Rising delinquencies
According to a recent Assocham paper, only 10% of the graduates from Indian business schools—excluding the top 20 schools—get a job immediately after completing their course. A similar story plays out for most of the other courses. With no jobs in hand, how is one to start repaying the study loan? Little wonder then that banks are seeing a rise in bad debts. “The non-performing assets in education loans are between 5% and 8% depending on who you ask,” says a source at the SBI. Given that borrowers don’t need to put up any collateral or third-party guarantee for loans of less than 4 lakh, this is the segment that is witnessing the highest delinquency.
    In response, banks have adopted a very cautious approach to doling out study loans. While there is a safety net, whereby loans of over 7.5 lakh need to be backed by a collateral, banks are also leaning in favour of meritorious students heading for well-known colleges.

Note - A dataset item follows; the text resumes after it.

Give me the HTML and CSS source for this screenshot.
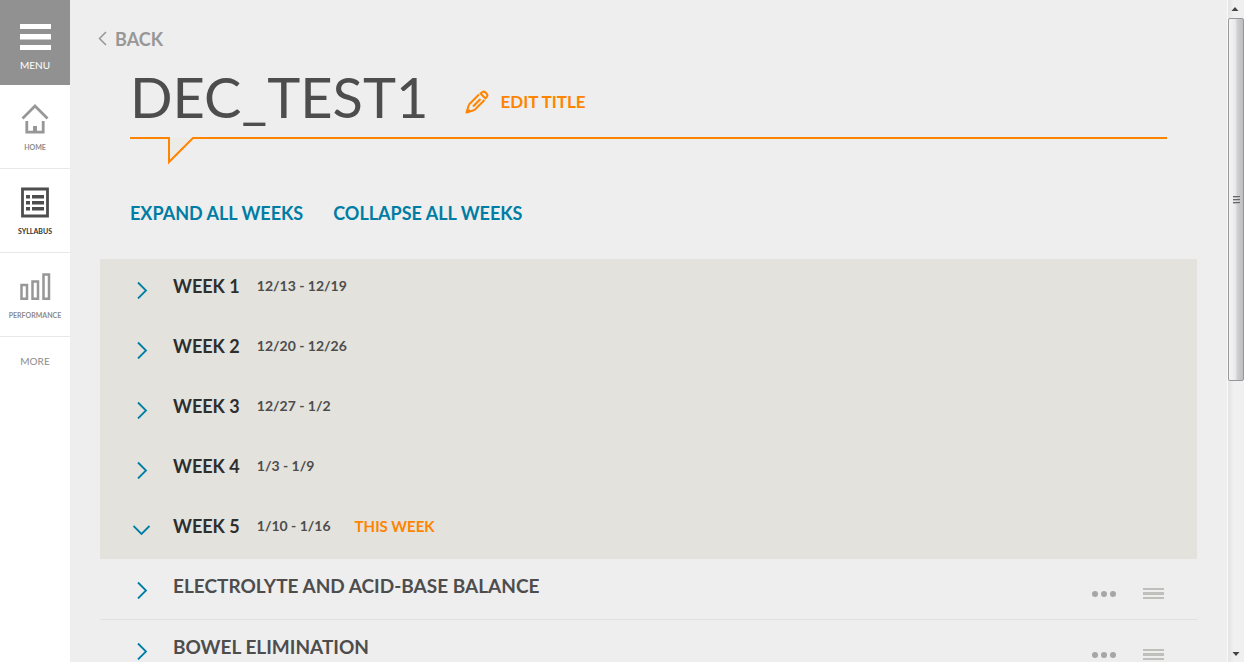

    As for the accepted collateral, you can typically choose between residential property, fixed deposits assigned to the lending agency and life insurance policies. Some banks also allow the National Savings Certificates, gold, government securities, and shares/debenture/mutual fund certificates.
    Keep in mind that sometimes a lending agency, especially banks, will demand a 100% security value for its education loan, particularly for higher amounts. However, the security coverage will vary from case to case depending on the applicant’s merit and creditworthiness. “Credila gives due weightage to the student’s talent and academic track record, and may offer a relatively larger education loan against partial collateral security for talented students. This may not be possible with a bank,” says Bhonsle.
The way out
What happens if a borrower is unable to service his study loan? “Most banks will wait for one or two months of EMI noshows. However, if the repayment, along with the relevant penalty, is not forthcoming even after this period, the bank will typically issue a notice. If
    subsequent attempts to contact the
    loan guarantor do not bear fruit, the pledged collateral could be taken into the bank’s possession,” cautions the SBI executive. Usually, a penal interest of 2% over the regular rate of interest is charged on the     payable amount for the overdue  period.
    However, don’t waste study time thinking up nightmarish scenarios of ageing parents being turned out of the house that they put up as collateral. Says Roongta: “Banks won’t rush to repossess because it is not only messy, but also expensive.” Anyway, there is a window of at least three months for you to get your act together. The business of issuing the notice of intent alone takes time.
    That’s not to say that the applicants for the 3.9 lakh loan—or less—need not worry about repayment at all. The damage to their credit report in case of a default will quickly dry out the future lines of credit.
    So, if you are in a position where EMI payouts look difficult, immediately contact your loan provider and update it about the situation. Says Bhonsle: “Our endeavour is to structure the loan in such a way that the potential employability, as well as income, is considered at the time of deciding the tenure of the loan. However, in extreme circumstances, Credila works with the students and parents through their difficult time to find the best possible solution that is mutually beneficial.”
    According to industry insiders, based on your negotiation skills and profile, the banks may be willing to cut you some slack, be it in terms of a lower EMI over a longer tenure or an extension of the moratorium period. One way to avoid being in this situation is to opt for an in-course interest repayment option mentioned earlier.
    The incumbent players, meanwhile, are focusing on ways to improve credit practices. “We believe that the rising defaults are the effect of operational lethargy in the system rather than the borrower’s unwillingness to repay. Proper credit practices and proactive postdisbursement operations can mitigate these issues,” says Saxena of Avanse.
The way forward
The biggest deterrent to pushing education loans is the risk factor involved. Experts believe that India is the only country where study loans are offered without a Credit Guarantee Fund in place. Such a scheme has already been proposed in the country. Once it comes into being, banks will enjoy up to 75% guaranteed cover for bad loans. Bankers predict that the introduction of such a fund will pave the way for lower interest rates, while upping the ceiling on security-free loans to 7.5 lakh.
    Says Roongta: “The Credit Guarantee Fund should have started this year, but the norms are not out yet. Chances are this will finally be in place in 2014-15.” That should be welcome news for a market already growing at a CAGR of around 30%. “I see three or four more education loan firms coming into play in the near future. It will not be amiss to say that education loans are at a stage where housing loans were at the time that the HDFC first came in. This is a market waiting to explode,” adds Roongta.